— BEGIN —
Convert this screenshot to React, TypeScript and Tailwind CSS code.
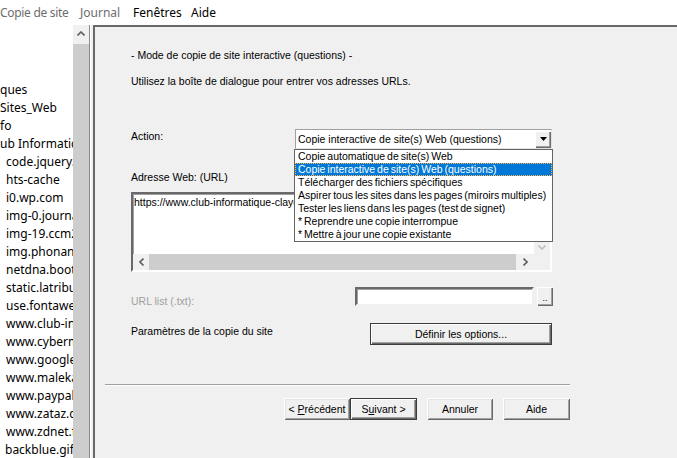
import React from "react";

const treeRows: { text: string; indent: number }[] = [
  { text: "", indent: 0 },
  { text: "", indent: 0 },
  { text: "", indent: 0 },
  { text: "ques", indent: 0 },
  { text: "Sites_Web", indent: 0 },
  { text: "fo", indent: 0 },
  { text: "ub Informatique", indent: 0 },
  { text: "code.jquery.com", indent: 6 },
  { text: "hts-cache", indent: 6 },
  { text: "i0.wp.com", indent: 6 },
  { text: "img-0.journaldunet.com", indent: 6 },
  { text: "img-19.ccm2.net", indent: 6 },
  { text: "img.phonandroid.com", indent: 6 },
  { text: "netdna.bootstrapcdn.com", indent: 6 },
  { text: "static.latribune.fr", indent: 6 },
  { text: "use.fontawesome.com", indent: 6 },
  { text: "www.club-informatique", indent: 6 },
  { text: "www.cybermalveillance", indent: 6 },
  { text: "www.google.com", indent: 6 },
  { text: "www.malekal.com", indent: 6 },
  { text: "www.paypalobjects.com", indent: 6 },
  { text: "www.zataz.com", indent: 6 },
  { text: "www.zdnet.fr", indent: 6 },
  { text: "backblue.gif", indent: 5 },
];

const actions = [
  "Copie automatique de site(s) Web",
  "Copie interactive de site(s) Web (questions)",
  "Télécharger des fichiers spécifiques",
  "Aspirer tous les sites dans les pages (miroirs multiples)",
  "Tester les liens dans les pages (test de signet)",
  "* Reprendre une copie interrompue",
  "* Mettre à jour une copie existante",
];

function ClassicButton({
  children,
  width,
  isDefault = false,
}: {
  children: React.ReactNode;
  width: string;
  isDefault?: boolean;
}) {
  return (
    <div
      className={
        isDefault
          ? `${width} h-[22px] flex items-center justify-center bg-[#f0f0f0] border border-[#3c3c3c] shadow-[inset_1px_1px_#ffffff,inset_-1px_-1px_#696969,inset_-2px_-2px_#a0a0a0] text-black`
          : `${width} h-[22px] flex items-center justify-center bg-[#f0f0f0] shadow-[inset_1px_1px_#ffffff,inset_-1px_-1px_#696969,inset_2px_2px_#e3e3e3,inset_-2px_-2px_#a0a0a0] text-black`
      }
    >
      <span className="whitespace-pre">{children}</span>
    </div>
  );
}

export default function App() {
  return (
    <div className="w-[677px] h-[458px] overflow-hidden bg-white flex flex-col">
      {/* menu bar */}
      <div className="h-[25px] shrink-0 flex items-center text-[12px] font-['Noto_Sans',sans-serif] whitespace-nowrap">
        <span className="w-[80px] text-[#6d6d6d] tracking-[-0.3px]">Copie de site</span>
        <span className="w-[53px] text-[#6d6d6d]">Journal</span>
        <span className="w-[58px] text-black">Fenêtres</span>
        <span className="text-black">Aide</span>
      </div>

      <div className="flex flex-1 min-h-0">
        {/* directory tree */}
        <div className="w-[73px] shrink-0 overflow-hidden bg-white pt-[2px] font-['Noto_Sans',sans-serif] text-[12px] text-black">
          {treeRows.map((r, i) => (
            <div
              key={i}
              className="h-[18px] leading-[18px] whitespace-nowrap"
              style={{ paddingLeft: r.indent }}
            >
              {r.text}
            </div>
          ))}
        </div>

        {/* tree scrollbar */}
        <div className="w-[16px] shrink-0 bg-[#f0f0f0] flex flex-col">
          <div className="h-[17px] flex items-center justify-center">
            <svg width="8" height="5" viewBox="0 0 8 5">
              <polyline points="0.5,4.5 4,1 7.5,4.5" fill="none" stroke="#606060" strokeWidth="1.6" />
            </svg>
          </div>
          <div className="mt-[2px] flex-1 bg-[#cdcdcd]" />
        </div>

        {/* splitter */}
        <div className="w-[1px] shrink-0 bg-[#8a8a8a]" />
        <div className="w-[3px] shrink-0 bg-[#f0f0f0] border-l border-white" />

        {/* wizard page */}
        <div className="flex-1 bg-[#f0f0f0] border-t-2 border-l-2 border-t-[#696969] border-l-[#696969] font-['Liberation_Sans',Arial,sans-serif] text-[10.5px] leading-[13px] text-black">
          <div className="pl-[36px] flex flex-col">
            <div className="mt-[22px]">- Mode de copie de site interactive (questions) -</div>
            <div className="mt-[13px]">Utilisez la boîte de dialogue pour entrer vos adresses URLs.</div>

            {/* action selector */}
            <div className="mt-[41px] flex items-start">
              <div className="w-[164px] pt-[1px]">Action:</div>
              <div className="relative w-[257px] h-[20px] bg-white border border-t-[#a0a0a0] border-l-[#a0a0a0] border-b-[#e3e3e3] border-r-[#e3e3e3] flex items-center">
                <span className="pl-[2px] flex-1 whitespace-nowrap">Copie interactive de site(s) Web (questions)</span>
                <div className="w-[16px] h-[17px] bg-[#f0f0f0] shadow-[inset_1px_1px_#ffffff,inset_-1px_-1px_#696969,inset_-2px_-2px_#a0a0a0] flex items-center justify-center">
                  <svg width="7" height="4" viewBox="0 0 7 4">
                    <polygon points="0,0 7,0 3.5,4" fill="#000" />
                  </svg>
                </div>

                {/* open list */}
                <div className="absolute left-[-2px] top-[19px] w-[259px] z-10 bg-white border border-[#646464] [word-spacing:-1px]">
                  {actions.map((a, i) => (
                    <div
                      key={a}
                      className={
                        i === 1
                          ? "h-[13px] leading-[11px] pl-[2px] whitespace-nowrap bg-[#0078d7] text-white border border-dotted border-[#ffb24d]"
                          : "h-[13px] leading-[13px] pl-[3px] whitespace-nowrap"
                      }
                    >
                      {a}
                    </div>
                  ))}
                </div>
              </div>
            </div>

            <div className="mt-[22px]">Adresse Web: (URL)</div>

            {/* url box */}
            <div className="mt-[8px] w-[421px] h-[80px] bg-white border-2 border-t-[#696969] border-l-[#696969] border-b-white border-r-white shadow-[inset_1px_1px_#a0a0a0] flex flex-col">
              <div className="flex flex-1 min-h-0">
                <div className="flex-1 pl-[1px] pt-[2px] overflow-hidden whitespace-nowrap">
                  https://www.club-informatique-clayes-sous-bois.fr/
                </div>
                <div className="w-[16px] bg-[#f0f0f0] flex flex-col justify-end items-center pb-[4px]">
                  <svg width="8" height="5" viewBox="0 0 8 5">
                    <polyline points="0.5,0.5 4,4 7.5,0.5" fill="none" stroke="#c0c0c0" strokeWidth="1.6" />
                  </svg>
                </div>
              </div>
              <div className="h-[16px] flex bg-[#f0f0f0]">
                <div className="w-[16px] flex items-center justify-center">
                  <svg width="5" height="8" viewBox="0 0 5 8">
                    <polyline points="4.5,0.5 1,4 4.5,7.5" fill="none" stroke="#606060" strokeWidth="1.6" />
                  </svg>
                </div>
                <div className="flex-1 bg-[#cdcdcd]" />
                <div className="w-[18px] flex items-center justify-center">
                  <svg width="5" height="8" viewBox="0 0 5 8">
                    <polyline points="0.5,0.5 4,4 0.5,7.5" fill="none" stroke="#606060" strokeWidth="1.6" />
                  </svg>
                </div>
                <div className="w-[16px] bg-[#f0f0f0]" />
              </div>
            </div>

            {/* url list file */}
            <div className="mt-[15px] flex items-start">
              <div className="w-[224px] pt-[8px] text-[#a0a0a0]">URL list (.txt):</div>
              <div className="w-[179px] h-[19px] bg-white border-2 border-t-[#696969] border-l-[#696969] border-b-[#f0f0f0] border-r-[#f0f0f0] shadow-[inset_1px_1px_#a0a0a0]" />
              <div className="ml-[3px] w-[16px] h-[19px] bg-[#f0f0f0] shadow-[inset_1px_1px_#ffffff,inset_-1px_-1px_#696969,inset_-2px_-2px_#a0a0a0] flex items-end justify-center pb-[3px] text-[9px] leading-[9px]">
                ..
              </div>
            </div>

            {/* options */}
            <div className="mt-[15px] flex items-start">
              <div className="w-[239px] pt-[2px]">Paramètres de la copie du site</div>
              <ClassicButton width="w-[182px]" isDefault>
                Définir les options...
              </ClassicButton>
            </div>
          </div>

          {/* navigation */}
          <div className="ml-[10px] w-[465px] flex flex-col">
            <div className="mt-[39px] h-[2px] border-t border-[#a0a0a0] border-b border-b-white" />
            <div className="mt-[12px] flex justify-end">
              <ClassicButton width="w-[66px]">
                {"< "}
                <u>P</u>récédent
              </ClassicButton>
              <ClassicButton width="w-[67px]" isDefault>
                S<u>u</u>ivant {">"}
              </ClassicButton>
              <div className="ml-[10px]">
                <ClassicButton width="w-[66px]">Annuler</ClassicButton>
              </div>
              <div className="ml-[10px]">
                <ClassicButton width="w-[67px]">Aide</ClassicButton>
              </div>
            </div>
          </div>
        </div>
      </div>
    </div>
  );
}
— END —
— BEGIN —
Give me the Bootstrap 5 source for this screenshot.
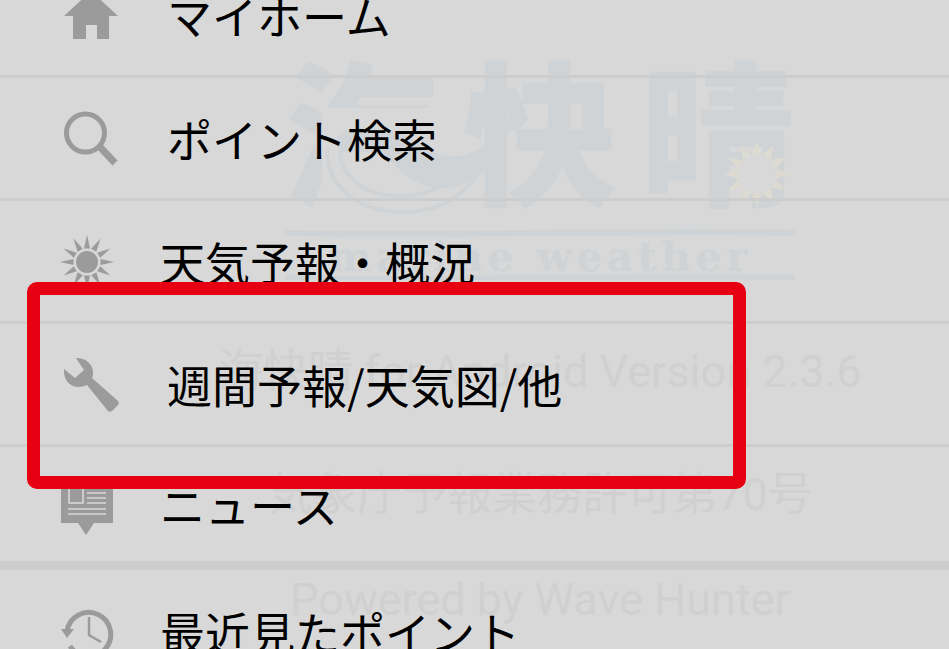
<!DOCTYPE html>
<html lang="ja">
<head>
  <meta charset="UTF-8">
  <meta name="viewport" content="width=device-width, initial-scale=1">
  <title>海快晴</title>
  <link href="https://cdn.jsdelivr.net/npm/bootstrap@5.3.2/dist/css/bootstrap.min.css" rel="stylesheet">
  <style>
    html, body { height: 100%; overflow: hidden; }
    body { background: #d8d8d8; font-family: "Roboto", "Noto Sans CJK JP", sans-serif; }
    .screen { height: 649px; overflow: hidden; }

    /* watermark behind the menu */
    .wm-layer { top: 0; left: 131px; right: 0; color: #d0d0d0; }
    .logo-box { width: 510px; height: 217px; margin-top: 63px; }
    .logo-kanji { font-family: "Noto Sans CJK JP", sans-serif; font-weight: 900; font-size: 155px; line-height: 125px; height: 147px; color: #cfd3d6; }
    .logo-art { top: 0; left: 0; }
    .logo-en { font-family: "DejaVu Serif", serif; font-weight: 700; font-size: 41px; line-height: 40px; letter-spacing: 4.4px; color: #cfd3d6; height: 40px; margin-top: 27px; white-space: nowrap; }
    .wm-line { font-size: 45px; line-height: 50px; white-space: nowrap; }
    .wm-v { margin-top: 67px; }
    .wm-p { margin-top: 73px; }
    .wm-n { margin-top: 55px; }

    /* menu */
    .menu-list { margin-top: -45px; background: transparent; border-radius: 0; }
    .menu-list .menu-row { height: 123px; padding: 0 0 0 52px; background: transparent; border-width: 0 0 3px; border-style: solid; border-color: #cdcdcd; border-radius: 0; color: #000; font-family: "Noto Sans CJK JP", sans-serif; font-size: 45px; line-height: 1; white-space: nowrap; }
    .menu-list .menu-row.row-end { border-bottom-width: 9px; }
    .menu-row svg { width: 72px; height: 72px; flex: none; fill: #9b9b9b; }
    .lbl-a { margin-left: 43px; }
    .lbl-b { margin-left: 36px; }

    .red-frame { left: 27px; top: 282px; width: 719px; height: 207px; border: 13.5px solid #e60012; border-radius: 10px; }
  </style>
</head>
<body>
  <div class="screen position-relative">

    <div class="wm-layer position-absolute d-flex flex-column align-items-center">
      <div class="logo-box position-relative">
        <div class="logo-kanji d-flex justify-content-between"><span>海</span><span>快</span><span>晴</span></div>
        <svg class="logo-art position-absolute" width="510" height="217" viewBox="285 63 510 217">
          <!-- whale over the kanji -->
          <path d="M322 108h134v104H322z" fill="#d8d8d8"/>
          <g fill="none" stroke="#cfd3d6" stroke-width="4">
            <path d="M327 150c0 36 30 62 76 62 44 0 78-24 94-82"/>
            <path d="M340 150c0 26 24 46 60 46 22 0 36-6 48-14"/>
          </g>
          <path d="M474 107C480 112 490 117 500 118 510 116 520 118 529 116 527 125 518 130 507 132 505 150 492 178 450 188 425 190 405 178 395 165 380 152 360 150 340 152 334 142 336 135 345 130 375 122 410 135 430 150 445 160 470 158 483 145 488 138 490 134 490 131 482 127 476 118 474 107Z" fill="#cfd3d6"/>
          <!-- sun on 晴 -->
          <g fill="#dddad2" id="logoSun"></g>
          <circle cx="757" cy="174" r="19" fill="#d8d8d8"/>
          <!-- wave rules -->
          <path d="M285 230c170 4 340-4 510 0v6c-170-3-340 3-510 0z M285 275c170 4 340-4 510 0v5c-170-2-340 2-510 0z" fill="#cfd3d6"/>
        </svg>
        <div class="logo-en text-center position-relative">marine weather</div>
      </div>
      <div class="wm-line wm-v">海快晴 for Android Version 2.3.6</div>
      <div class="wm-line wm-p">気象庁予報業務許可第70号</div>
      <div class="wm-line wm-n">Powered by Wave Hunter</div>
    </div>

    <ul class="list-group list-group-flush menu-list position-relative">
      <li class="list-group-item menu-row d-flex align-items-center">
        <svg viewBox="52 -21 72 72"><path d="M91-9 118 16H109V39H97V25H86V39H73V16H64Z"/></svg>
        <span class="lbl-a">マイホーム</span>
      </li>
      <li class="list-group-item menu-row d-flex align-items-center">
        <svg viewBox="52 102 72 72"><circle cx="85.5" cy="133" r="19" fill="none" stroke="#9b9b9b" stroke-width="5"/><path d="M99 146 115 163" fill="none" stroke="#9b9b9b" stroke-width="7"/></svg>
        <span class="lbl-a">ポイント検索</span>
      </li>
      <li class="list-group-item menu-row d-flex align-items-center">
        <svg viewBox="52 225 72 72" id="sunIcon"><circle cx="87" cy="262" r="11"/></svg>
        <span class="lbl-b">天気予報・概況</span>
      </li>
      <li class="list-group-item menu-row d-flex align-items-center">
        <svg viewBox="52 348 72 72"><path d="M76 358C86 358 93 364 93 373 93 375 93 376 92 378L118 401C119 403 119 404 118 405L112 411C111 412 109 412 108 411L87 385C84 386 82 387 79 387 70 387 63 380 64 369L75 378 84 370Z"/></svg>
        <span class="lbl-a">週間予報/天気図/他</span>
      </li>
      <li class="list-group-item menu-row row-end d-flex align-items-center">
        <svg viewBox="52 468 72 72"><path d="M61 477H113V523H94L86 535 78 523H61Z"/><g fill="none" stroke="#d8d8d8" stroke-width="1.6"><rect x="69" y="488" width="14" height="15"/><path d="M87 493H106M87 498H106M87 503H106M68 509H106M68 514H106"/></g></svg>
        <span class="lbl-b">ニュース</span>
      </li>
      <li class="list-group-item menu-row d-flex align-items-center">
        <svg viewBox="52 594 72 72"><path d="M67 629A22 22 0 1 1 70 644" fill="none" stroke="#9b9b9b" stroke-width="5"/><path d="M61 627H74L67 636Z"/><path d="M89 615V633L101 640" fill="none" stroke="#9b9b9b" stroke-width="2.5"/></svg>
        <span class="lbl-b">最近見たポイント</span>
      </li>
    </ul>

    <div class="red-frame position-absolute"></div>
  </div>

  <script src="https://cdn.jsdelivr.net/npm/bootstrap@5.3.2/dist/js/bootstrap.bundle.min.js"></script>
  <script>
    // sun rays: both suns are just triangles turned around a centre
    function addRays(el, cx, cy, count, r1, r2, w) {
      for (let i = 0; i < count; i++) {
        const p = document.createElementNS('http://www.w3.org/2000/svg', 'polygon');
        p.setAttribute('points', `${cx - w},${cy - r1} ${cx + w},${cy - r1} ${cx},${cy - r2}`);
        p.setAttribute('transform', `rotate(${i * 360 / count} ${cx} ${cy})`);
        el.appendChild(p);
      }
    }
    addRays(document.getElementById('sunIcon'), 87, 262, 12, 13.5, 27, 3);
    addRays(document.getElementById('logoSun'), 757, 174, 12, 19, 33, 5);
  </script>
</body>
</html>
— END —
OBJECTIVE: Above are the records. Copy only the lines from the one with "Convert this screenshot" through the one with "import React from", exactly, with no pictures.

OUTPUT FOR THIS EXERCISE:
Convert this screenshot to React, TypeScript and Tailwind CSS code.
import React from "react";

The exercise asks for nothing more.